My Latest Novel: A Bloody Good Read

more Proust than Jackie Collins

Feature by Jasper Hamill | 15 Jun 2006
Too often it seems, bands gaze for inspiration at desolate cityscapes, grimy tenements or the end of a crack pipe. The pastoral - rich in traditional tales and age-old melodies - is rejected in favour of the grim glamour of an urban environment.

Inspired by a different muse, My Latest Novel brave a look outside the cities in search of the magical whimsy of fairytales and folk songs. Unafraid of incorporating the cultural legacy of a bucolic past, their music is reverberant with faint echoes of sea-shanties, shreds of the noise of riotous ceilidhs and half-remembered lines of poetry. Lead singer Chris, a member of the power couple at the band's heart, says "I suppose we are bucolic to an extent. We offer up a sense of narrative and I think our imagery gives us a pretty good sense of time and space." I ask if the band are as literary as the name would suggest: "I suppose so. Not in a self-conscious way, it's maybe implicit in the way we work."

The narrative aspect to the music is undeniable. During their first album they beguile their audience with stories of repentant sinners at the gates of Heaven and love affairs with women only known "by their fame." Using a clutch of instruments from violins to xylophones, the band flutter between winsome folk and cacophonous post-rock, managing to add focus to their shambolic aesthetic and pin together their disparate influences seamlessly.

Referencing Belle and Sebastian's urbane folk as well as the avant-garde, post-rock leanings of Arab Strap and Mogwai, My Latest Novel's charm lies in their ability to incorporate elements from elsewhere without dissolving into pastiche. Singing in broad Glaswegian accents, alternating between sweetness and abrasion, the unexpected diversions, coruscating crescendos and effortless drama of their music twists and turns like a gripping novel. The Reputation of Ross Francis, a tale of redemption and regret, begins with a lilting plea, "please sir, if you let me in I'll prove sir," before crashing into a cacophonous chorus as its eponymous hero fights "by tooth, by nail, by hook," to claw back his tattered reputation.

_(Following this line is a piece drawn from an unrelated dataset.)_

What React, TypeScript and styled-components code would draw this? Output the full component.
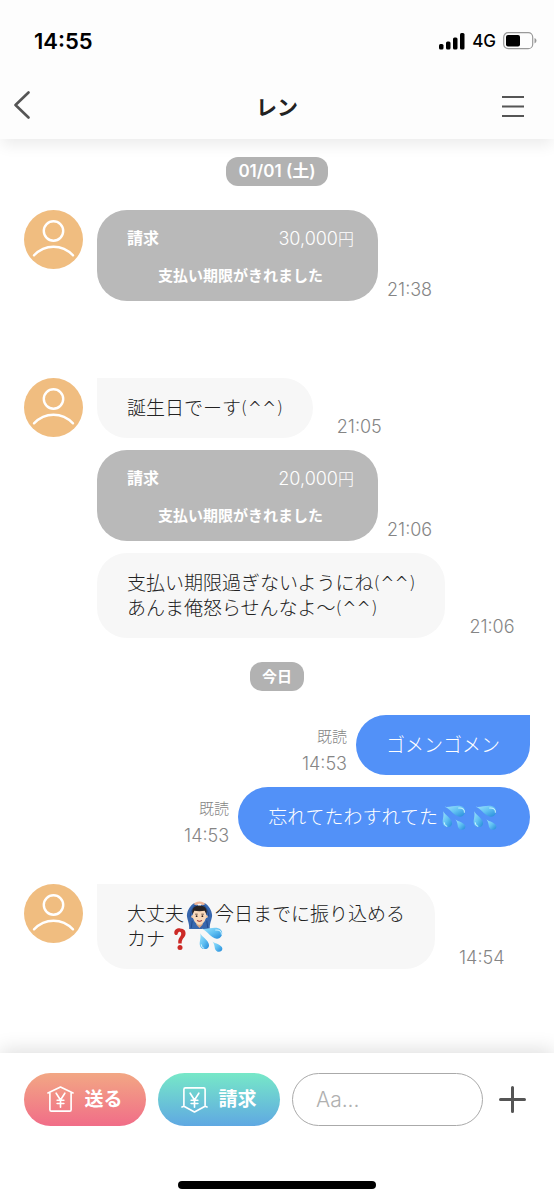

Ross Francis is "an old a friend of ours, a sort of raconteur," pleased to be the "hero of one of our songs, I hope he actually does go to heaven."

The ebbs and flows of the violent paean Wolves, backed by soaring violins, combine both lyrical and musical melodrama, seemingly gazing backwards to a time "when we were wolves." A desire for stylistic inclusivity is key to the band's praxis, which hinges upon "organically constructed songs… we're always open to new ideas and elements."

The band's first glimpse of stardom came at a Pixies gig where they were plucked from the local circuit and plonked on stage in front of fifteen thousand people At Meadowbank last summer. "It was mad," Chris remarks, "going from playing tiny clubs to appearing in front of all these people. It was a bit bizarre really, but brilliant."

My Latest Novel are just back from a tour with Low, one of their favourite bands, and are in the middle of a mad dash around Britain and beyond to play the album that saw them compared to the Arcade Fire and awarded many a critical plaudit. Chris "can't hear the similarity," between his band and the Arcade Fire, but the two bands do share an affinity for wide-open imagery and the occasional burst of cathartic savagery as counterpoints to the beauty of their melodies.

After releasing an album of striking ambition, Chris insists that My Latest Novel aren't "going to be an overnight thing," claiming that "our first album is just us getting started. There's better to come." However the sequel turn out though, I suspect their career will be more Proust than Jackie Collins.